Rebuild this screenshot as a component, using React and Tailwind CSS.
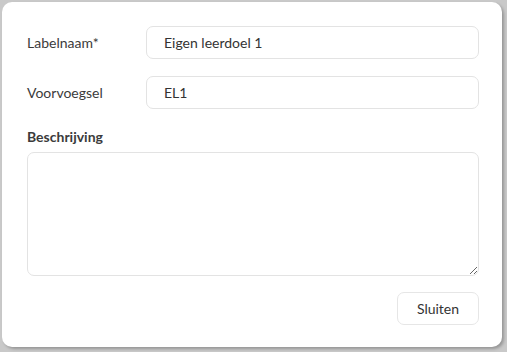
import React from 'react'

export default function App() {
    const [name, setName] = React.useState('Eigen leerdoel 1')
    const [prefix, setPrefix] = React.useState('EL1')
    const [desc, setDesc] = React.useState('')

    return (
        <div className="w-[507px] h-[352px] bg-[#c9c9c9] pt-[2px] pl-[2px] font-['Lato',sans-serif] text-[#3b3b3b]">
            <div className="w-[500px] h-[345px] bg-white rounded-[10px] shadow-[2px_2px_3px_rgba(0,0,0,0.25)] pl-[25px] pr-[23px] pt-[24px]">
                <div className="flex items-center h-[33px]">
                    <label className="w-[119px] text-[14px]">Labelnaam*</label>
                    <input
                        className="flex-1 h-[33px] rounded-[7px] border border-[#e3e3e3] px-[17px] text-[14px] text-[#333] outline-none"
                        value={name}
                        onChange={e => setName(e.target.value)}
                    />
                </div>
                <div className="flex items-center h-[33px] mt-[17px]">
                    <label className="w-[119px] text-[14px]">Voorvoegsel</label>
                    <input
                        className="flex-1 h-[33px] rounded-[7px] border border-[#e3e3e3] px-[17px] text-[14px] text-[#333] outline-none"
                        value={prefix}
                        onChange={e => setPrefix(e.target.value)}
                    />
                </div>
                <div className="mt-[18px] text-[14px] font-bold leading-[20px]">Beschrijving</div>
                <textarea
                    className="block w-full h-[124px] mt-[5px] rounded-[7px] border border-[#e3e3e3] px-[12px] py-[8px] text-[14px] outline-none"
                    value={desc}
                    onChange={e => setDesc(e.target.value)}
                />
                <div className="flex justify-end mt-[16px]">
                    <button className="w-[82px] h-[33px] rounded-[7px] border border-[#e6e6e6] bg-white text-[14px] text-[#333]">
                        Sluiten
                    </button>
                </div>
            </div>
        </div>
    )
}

━━━━━━━━━━━━━━━━

-- REQUIRED WORK --
Repeat the listing verbatim. Skip the pictures.

-- THE OUTPUT --
Rebuild this screenshot as a component, using React and Tailwind CSS.
import React from 'react'

export default function App() {
    const [name, setName] = React.useState('Eigen leerdoel 1')
    const [prefix, setPrefix] = React.useState('EL1')
    const [desc, setDesc] = React.useState('')

    return (
        <div className="w-[507px] h-[352px] bg-[#c9c9c9] pt-[2px] pl-[2px] font-['Lato',sans-serif] text-[#3b3b3b]">
            <div className="w-[500px] h-[345px] bg-white rounded-[10px] shadow-[2px_2px_3px_rgba(0,0,0,0.25)] pl-[25px] pr-[23px] pt-[24px]">
                <div className="flex items-center h-[33px]">
                    <label className="w-[119px] text-[14px]">Labelnaam*</label>
                    <input
                        className="flex-1 h-[33px] rounded-[7px] border border-[#e3e3e3] px-[17px] text-[14px] text-[#333] outline-none"
                        value={name}
                        onChange={e => setName(e.target.value)}
                    />
                </div>
                <div className="flex items-center h-[33px] mt-[17px]">
                    <label className="w-[119px] text-[14px]">Voorvoegsel</label>
                    <input
                        className="flex-1 h-[33px] rounded-[7px] border border-[#e3e3e3] px-[17px] text-[14px] text-[#333] outline-none"
                        value={prefix}
                        onChange={e => setPrefix(e.target.value)}
                    />
                </div>
                <div className="mt-[18px] text-[14px] font-bold leading-[20px]">Beschrijving</div>
                <textarea
                    className="block w-full h-[124px] mt-[5px] rounded-[7px] border border-[#e3e3e3] px-[12px] py-[8px] text-[14px] outline-none"
                    value={desc}
                    onChange={e => setDesc(e.target.value)}
                />
                <div className="flex justify-end mt-[16px]">
                    <button className="w-[82px] h-[33px] rounded-[7px] border border-[#e6e6e6] bg-white text-[14px] text-[#333]">
                        Sluiten
                    </button>
                </div>
            </div>
        </div>
    )
}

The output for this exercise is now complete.